We stayed in the Foreign Correspondents' Club, overlooking the Tonle Sap, the wide, muddy river leading from Asia's largest freshwater lake to the Mekong. The river is the focus of the entire city, and along its banks are beggars, people selling hot food from mobile stalls (eggs, insects, pears), and kids selling travel guides from boxes slung round their necks. We saw an elephant, festooned with a red banner, walking along the street. When we sat outside a cafe eating lunch, squads of pocket sized kids crept up behind the protective row of pot plants with their hands out for money, but they seemed happy enough when we took some of them to a food stall and bought them prickly handfuls of lychee-like fruit, or a couple of waffles.
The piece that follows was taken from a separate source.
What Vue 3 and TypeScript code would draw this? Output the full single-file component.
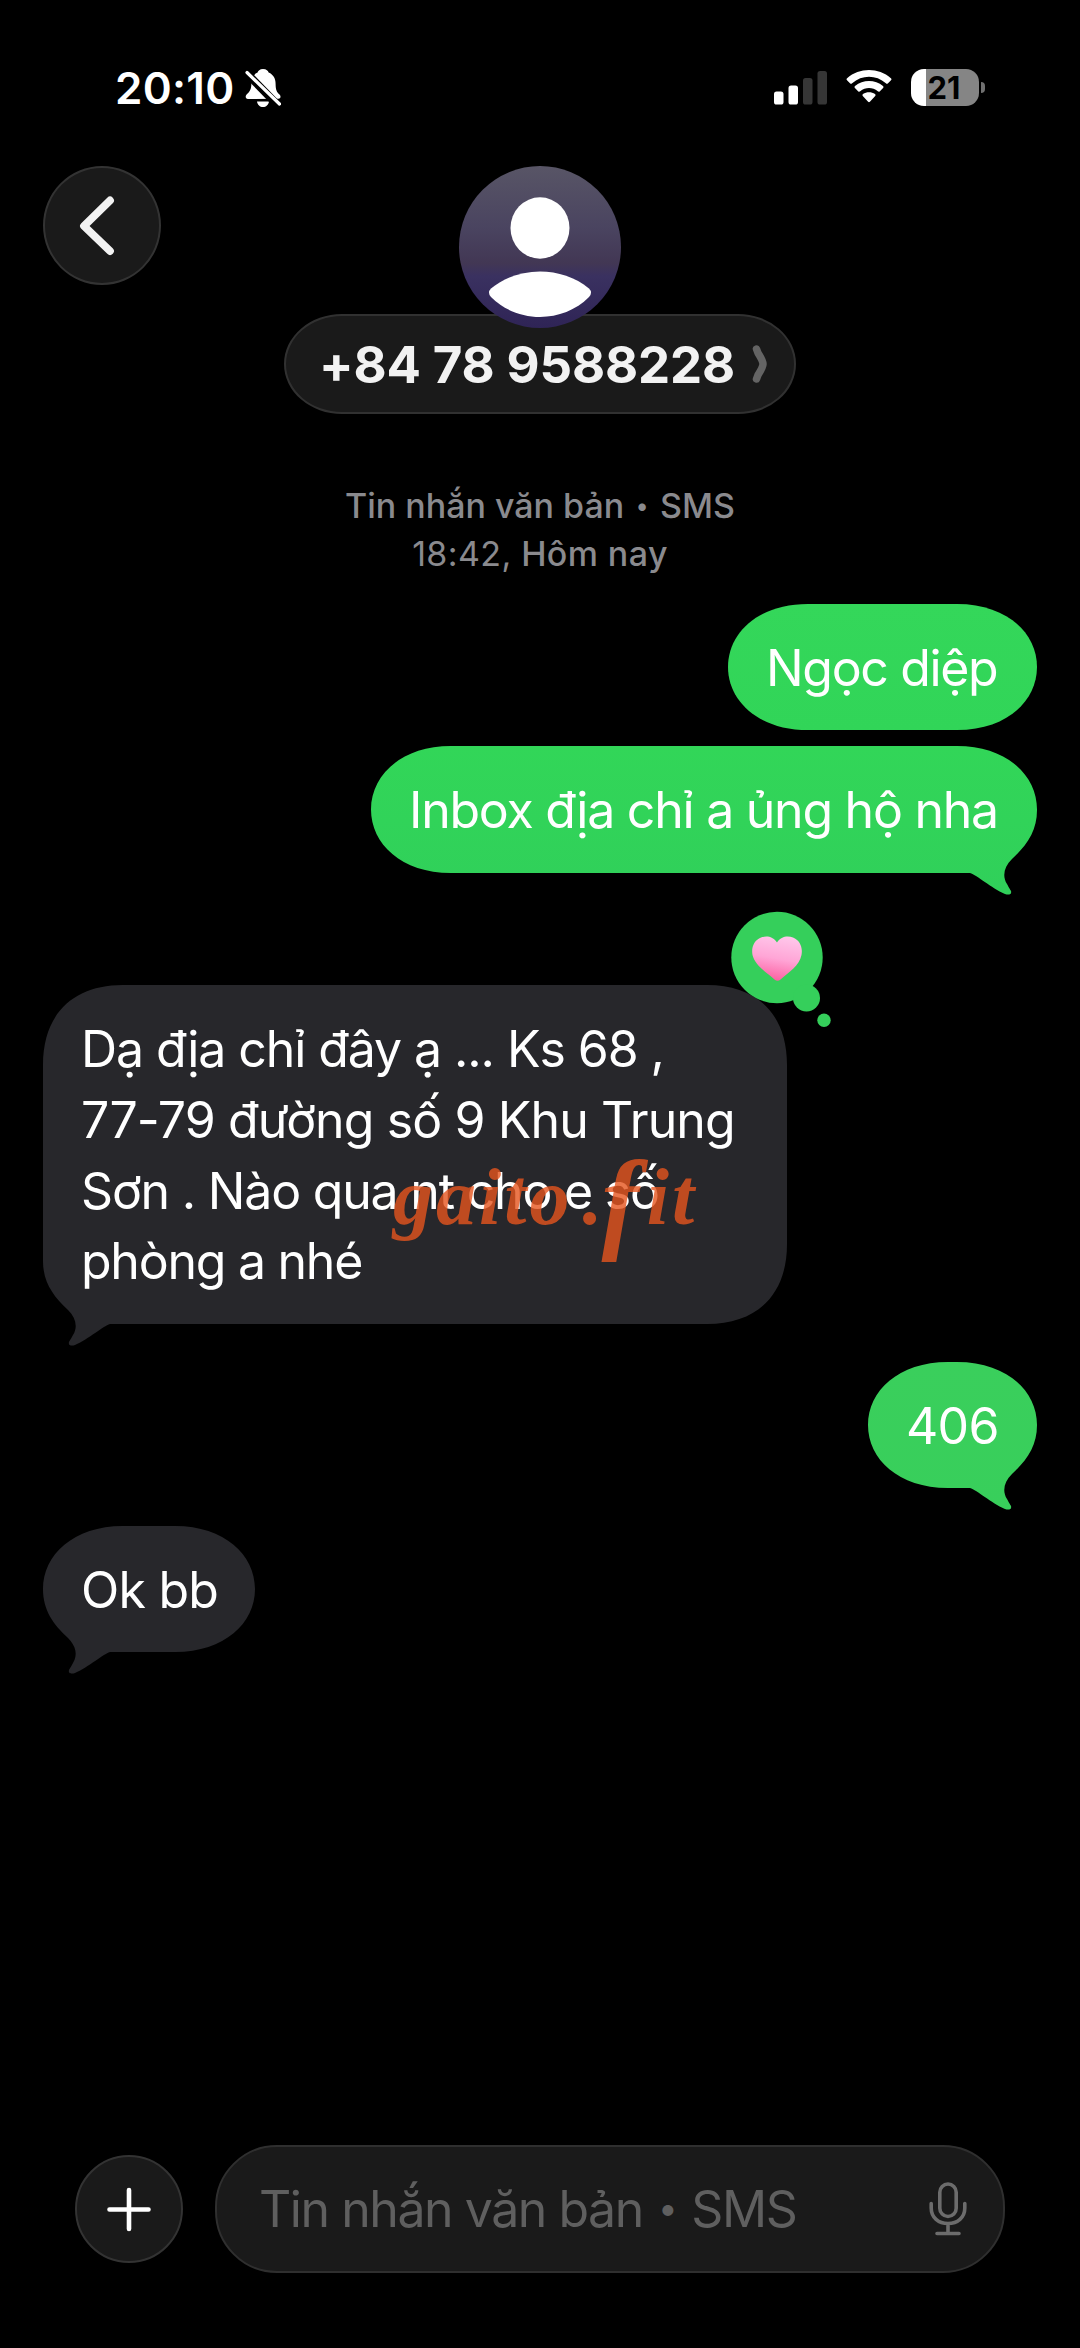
<script setup lang="ts">
interface Message {
  id: number
  side: 'out' | 'in'
  lines: string[]
  width: number
  height: number
  tail: boolean
  gap: number
  top: string
  bottom: string
  tracking: number[]
  reaction?: boolean
}

const messages: Message[] = [
  { id: 1, side: 'out', lines: ['Ngọc diệp'], width: 309, height: 126, tail: false, gap: 0, top: '#34d75a', bottom: '#31d558', tracking: [-1.35] },
  { id: 2, side: 'out', lines: ['Inbox địa chỉ a ủng hộ nha'], width: 666, height: 127, tail: true, gap: 16, top: '#32d658', bottom: '#30d05a', tracking: [-1.25] },
  {
    id: 3,
    side: 'in',
    lines: ['Dạ địa chỉ đây ạ ... Ks 68 ,', '77-79 đường số 9 Khu Trung', 'Sơn . Nào qua nt cho e số', 'phòng a nhé'],
    width: 744,
    height: 339,
    tail: true,
    gap: 112,
    top: '#27272b',
    bottom: '#27272b',
    tracking: [-1.08, -0.88, -1.2, -1.25],
    reaction: true,
  },
  { id: 4, side: 'out', lines: ['406'], width: 169, height: 126, tail: true, gap: 38, top: '#3acf5c', bottom: '#38cf5b', tracking: [-0.7] },
  { id: 5, side: 'in', lines: ['Ok bb'], width: 212, height: 126, tail: true, gap: 38, top: '#27272b', bottom: '#27272b', tracking: [-0.75] },
]

// Continuous-corner bubble outline, with an optional tail at the lower right.
function outline(w: number, h: number, tail: boolean): string {
  const rx = Math.min(80, w / 2)
  const ry = Math.min(80, h / 2)
  const kx = rx * (1 - 0.62)
  const ky = ry * (1 - (h / 2 < 80 ? 0.54 : 0.64))
  const corner = tail
    ? `V${h - 63} C${w} ${h - 42} ${w - 10} ${h - 28} ${w - 25} ${h - 14}` +
      ` C${w - 33} ${h - 6} ${w - 35} ${h + 3} ${w - 30} ${h + 11}` +
      ` C${w - 28} ${h + 15} ${w - 27} ${h + 16} ${w - 26} ${h + 18}` +
      ` C${w - 25} ${h + 22} ${w - 29} ${h + 22} ${w - 32} ${h + 21}` +
      ` C${w - 46} ${h + 15} ${w - 60} ${h + 2} ${w - 67} ${h}`
    : `V${h - ry} C${w} ${h - ky} ${w - kx} ${h} ${w - rx} ${h}`
  return (
    `M0 ${ry} C0 ${ky} ${kx} 0 ${rx} 0 H${w - rx} C${w - kx} 0 ${w} ${ky} ${w} ${ry} ` +
    corner +
    ` H${rx} C${kx} ${h} 0 ${h - ky} 0 ${h - ry} Z`
  )
}
</script>

<template>
  <main class="phone">
    <header class="status">
      <span class="clock">20:10</span>
      <svg class="bell" viewBox="0 0 36 40">
        <path d="M18 1 C21.5 1 23.2 3 23.6 4.6 C28.5 6.5 30.6 11 30.6 16 C30.6 22 32 24.5 34.5 26.5 C36 28 36 30.5 33.5 30.8 L3 31 C.3 31 0 28 1.8 26.3 C5 23.5 6.4 20.8 6.4 15 C6.4 10 8.5 6.3 12.6 4.6 C13 3 14.8 1 18 1 Z M12 33.5 H24 C23.5 37 21 39 18 39 C15 39 12.5 37 12 33.5 Z" fill="#fff" />
        <path d="M-1 2.500 L36 40.500" stroke="#000" stroke-width="8" />
        <path d="M2 4.500 L34.500 36" stroke="#fff" stroke-width="3.200" stroke-linecap="round" />
      </svg>
      <svg class="signal" viewBox="0 0 54 34">
        <rect x="0" y="20.500" width="9.500" height="13" rx="2.600" fill="#fff" />
        <rect x="14.500" y="14.500" width="9.500" height="19" rx="2.600" fill="#fff" />
        <rect x="29" y="7" width="9.500" height="26.500" rx="2.600" fill="#363636" />
        <rect x="43.500" y="0" width="9.500" height="33.500" rx="2.600" fill="#363636" />
      </svg>
      <svg class="wifi" viewBox="0 0 46 34">
        <path d="M1 10.200 Q0 9.200 1.100 8.200 C13.500 -2.600 32.500 -2.600 44.900 8.200 Q46 9.200 45 10.200 L42 13.200 Q41 14.200 39.900 13.200 C30 4.600 16 4.600 6.100 13.200 Q5 14.200 4 13.200 Z" fill="#fff" />
        <path d="M8.900 18 Q7.900 17 9 16 C17 9.300 29 9.300 37 16 Q38.100 17 37.100 18 L33.900 21.200 Q32.900 22.200 31.800 21.300 C26.500 17 19.500 17 14.200 21.300 Q13.100 22.200 12.100 21.200 Z" fill="#fff" />
        <path d="M16.800 26 Q15.800 25 17 24.100 C20.500 21.600 25.500 21.600 29 24.100 Q30.200 25 29.200 26 L23.900 31.800 Q23 32.700 22.100 31.800 Z" fill="#fff" />
      </svg>
      <div class="battery"><span>21</span></div>
      <i class="battery-tip"></i>
    </header>

    <section class="nav">
      <button class="back" aria-label="Quay lại">
        <svg viewBox="0 0 118 118">
          <path d="M67 34 L41 59.500 L67 84.500" fill="none" stroke="#f2f2f2" stroke-width="7.800" stroke-linecap="round" stroke-linejoin="round" />
        </svg>
      </button>
      <div class="contact">
        <div class="avatar">
          <svg viewBox="0 0 162 162">
            <ellipse cx="81" cy="62" rx="29.500" ry="30.700" fill="#fff" />
            <path d="M32 122.500 C59 99.800 103 99.800 130 122.500 Q134 126.500 130 131 C104 157.500 58 157.500 32 131 Q28 126.500 32 122.500 Z" fill="#fff" />
          </svg>
        </div>
        <div class="name">
          <span>+84 78 9588228</span>
          <svg viewBox="0 0 16 40">
            <path d="M4.500 5 L6 9 Q11 17 11 20 Q11 23 6 31 L4.500 35" fill="none" stroke="#646464" stroke-width="7.500" stroke-linecap="round" stroke-linejoin="round" />
          </svg>
        </div>
      </div>
    </section>

    <section class="stamp">
      <p class="service">Tin nhắn văn bản <span class="dot">•</span> SMS</p>
      <p class="time"><span>18:42,</span> Hôm nay</p>
    </section>

    <section class="thread">
      <article
        v-for="m in messages"
        :key="m.id"
        class="bubble"
        :class="m.side"
        :style="{ width: m.width + 'px', height: m.height + 'px', marginTop: m.gap + 'px' }"
      >
        <svg class="shape" :width="m.width" :height="m.height" :viewBox="`0 0 ${m.width} ${m.height}`">
          <defs>
            <linearGradient :id="'fill' + m.id" x1="0" y1="0" x2="0" y2="1">
              <stop offset="0" :stop-color="m.top" />
              <stop offset="1" :stop-color="m.bottom" />
            </linearGradient>
          </defs>
          <path :d="outline(m.width, m.height, m.tail)" :fill="`url(#fill${m.id})`" />
        </svg>
        <p v-for="(line, i) in m.lines" :key="i" class="line" :style="{ letterSpacing: m.tracking[i] + 'px' }">{{ line }}</p>

        <svg v-if="m.reaction" class="reaction" viewBox="0 0 102 118">
          <defs>
            <linearGradient id="heart" x1="0.600" y1="0" x2="0.400" y2="1">
              <stop offset="0" stop-color="#ffc6ea" />
              <stop offset="0.500" stop-color="#ffa5d6" />
              <stop offset="1" stop-color="#fb5fa0" />
            </linearGradient>
          </defs>
          <g fill="#35cf5b">
            <circle cx="46" cy="46.500" r="45.700" />
            <circle cx="75.500" cy="87" r="13.500" />
            <circle cx="93" cy="109.300" r="6.700" />
          </g>
          <path d="M46 31.500 C50 25 57 24.500 62 26.500 C68.500 29 72 36 70.500 44 C68.500 54.500 58 61 49.500 68.500 Q46.500 71 43.500 68.500 C35 61 24 54.500 21.500 44 C20 36 23.500 29 30 26.500 C35 24.500 42 25 46 31.500 Z" fill="url(#heart)" />
        </svg>
        <div v-if="m.reaction" class="watermark">gaito<b>.</b><em>f</em>it</div>
      </article>
    </section>

    <footer class="composer">
      <button class="plus" aria-label="Thêm">
        <svg viewBox="0 0 108 108">
          <path d="M54 35 V74 M34.500 54.500 H73.500" stroke="#fff" stroke-width="4.600" stroke-linecap="round" />
        </svg>
      </button>
      <div class="field">
        <span>Tin nhắn văn bản <span class="dot">•</span> SMS</span>
        <svg viewBox="0 0 38 54" fill="none" stroke="#6c6c6c" stroke-width="3.600" stroke-linecap="round">
          <rect x="10.800" y="2" width="16.400" height="32.500" rx="8.200" />
          <path d="M2.200 21.500 V26 C2.200 35.500 9.500 41.500 19 41.500 C28.500 41.500 35.800 35.500 35.800 26 V21.500 M19 41.500 V51 M8 51.500 H30" />
        </svg>
      </div>
    </footer>
  </main>
</template>

<style>
body {
  margin: 0;
  background: #000;
}
</style>

<style scoped>
.phone {
  box-sizing: border-box;
  width: 1080px;
  height: 2348px;
  background: #000;
  color: #fff;
  font-family: Inter, "Liberation Sans", sans-serif;
  display: flex;
  flex-direction: column;
  overflow: hidden;
}
p {
  margin: 0;
}
button {
  padding: 0;
  font: inherit;
}
svg {
  display: block;
}
.status {
  box-sizing: border-box;
  height: 166px;
  padding: 68px 95px 0 115px;
  display: flex;
  align-items: flex-start;
}
.clock {
  width: 130px;
  font-size: 44px;
  line-height: 40px;
  font-weight: 600;
  letter-spacing: 0.300px;
  white-space: nowrap;
}
.bell {
  width: 36px;
  height: 40px;
}
.signal {
  width: 54px;
  height: 34px;
  margin: 3px 0 0 auto;
}
.wifi {
  width: 46px;
  height: 34px;
  margin: 2px 0 0 18px;
}
.battery {
  box-sizing: border-box;
  width: 68px;
  height: 37px;
  margin: 1px 0 0 19px;
  padding-right: 2px;
  border-radius: 13px;
  background: linear-gradient(90deg, #fff 15px, #858585 15px);
  color: #000;
  font-size: 31px;
  line-height: 37px;
  font-weight: 700;
  text-align: center;
}
.battery-tip {
  width: 4px;
  height: 11px;
  margin: 14px 0 0 2px;
  border-radius: 0 5px 5px 0;
  background: #707070;
}
.nav {
  height: 248px;
  padding: 0 43px;
  display: grid;
  grid-template-columns: 118px 1fr 118px;
}
.back,
.plus {
  box-sizing: border-box;
  border: 2px solid #333;
  border-radius: 50%;
  background: #1a1a1a;
}
.back {
  width: 118px;
  height: 119px;
}
.back svg {
  width: 118px;
  height: 119px;
  margin: -2px;
}
.contact {
  display: flex;
  flex-direction: column;
  align-items: center;
}
.avatar {
  width: 162px;
  height: 162px;
  border-radius: 50%;
  background: linear-gradient(#585566 0%, #4a4460 38%, #423754 60%, #3a3160 68%, #2f2456 100%);
  z-index: 1;
}
.name {
  box-sizing: border-box;
  width: 512px;
  height: 100px;
  margin-top: -14px;
  padding: 0 26px 0 33px;
  border: 2px solid #313131;
  border-radius: 58px / 50px;
  background: #1a1a1a;
  color: #f2f2f2;
  display: flex;
  align-items: center;
  justify-content: space-between;
  font-size: 51px;
  font-weight: 700;
  letter-spacing: -0.150px;
  line-height: 95px;
  white-space: nowrap;
}
.name svg {
  width: 16px;
  height: 40px;
}
.stamp {
  padding-top: 68px;
  height: 122px;
  color: #8a8a8e;
  font-size: 34px;
  line-height: 48px;
  font-weight: 500;
  text-align: center;
}
.dot {
  margin: 0 2.500px;
  font-size: 0.700em;
  line-height: 0;
  vertical-align: 0.170em;
}
.time {
  letter-spacing: 0.400px;
}
.time span {
  font-weight: 400;
}
.thread {
  flex: 1;
  padding: 0 43px;
  display: flex;
  flex-direction: column;
}
.bubble {
  box-sizing: border-box;
  position: relative;
  padding: 29px 0 0 38px;
  flex: none;
}
.out {
  align-self: flex-end;
}
.shape {
  position: absolute;
  inset: 0;
  overflow: visible;
}
.in .shape {
  transform: scaleX(-1);
}
.line {
  position: relative;
  height: 70.800px;
  font-size: 50px;
  line-height: 70.800px;
  white-space: pre;
}
.reaction {
  position: absolute;
  left: 688px;
  top: -74px;
  width: 102px;
  height: 118px;
}
.watermark {
  position: absolute;
  left: 350px;
  top: 170px;
  height: 84px;
  color: rgba(230, 85, 30, 0.8);
  font-family: "Liberation Serif", serif;
  font-size: 80px;
  line-height: 84px;
  letter-spacing: 3px;
  font-style: italic;
  font-weight: 700;
  white-space: nowrap;
}
.watermark b {
  margin: 0 2px 0 10px;
}
.watermark em {
  margin: 0 5px 0 -6px;
  font-size: 112px;
  line-height: 0;
  vertical-align: -14px;
}
.composer {
  height: 203px;
  padding: 0 75px;
  display: flex;
  align-items: flex-start;
}
.plus {
  width: 108px;
  height: 108px;
  margin-top: 10px;
}
.plus svg {
  width: 108px;
  height: 108px;
  margin: -2px;
}
.field {
  box-sizing: border-box;
  width: 790px;
  height: 128px;
  margin-left: 32px;
  padding: 0 36px 0 42px;
  border: 2px solid #2f2f2f;
  border-radius: 62px;
  background: #1a1a1a;
  color: #5f5f5f;
  display: flex;
  flex: none;
  align-items: center;
  justify-content: space-between;
  font-size: 50px;
  letter-spacing: -1.450px;
  white-space: nowrap;
}
.field svg {
  width: 38px;
  height: 54px;
}
</style>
The orphanage houses 69 kids and we waded through calf-deep water in the flooded street to join them for lunch. They're housed in two multi-storey buildings, the upper floors packed with beds, and there are computers and blackboards and books, and the kids are happy and healthy. It is a very pragmatic, cheerful place. The kids were incredibly affectionate: one little mite leapt out of nowhere into my arms for a hug. The little girl we sponsor was quite shy at first but we took her out for ice cream and she seemed to relax a bit and put her hand in mine as we walked by the river. We bought her a little box from the Russian Market; when she was picked up to be taken home on the back of a motorbike, she turned and waved and waved until she was out of sight.

The Extraordinary Chamber has taken shape a few miles out of Phnom Penh, in an old army base. The tribunal itself will sit in a converted army concert hall, on a vast wooden stage, with tiered rows of blue seats holding the audience, watching the witnesses and defendants in the spotlight. I asked the Cambodian administrator who was showing me around how the Cambodian people felt about the tribunal given that it is costing US$20m a year (a snip of the US$90m reportedly being incurred by the ICTY). He said simply "People want justice".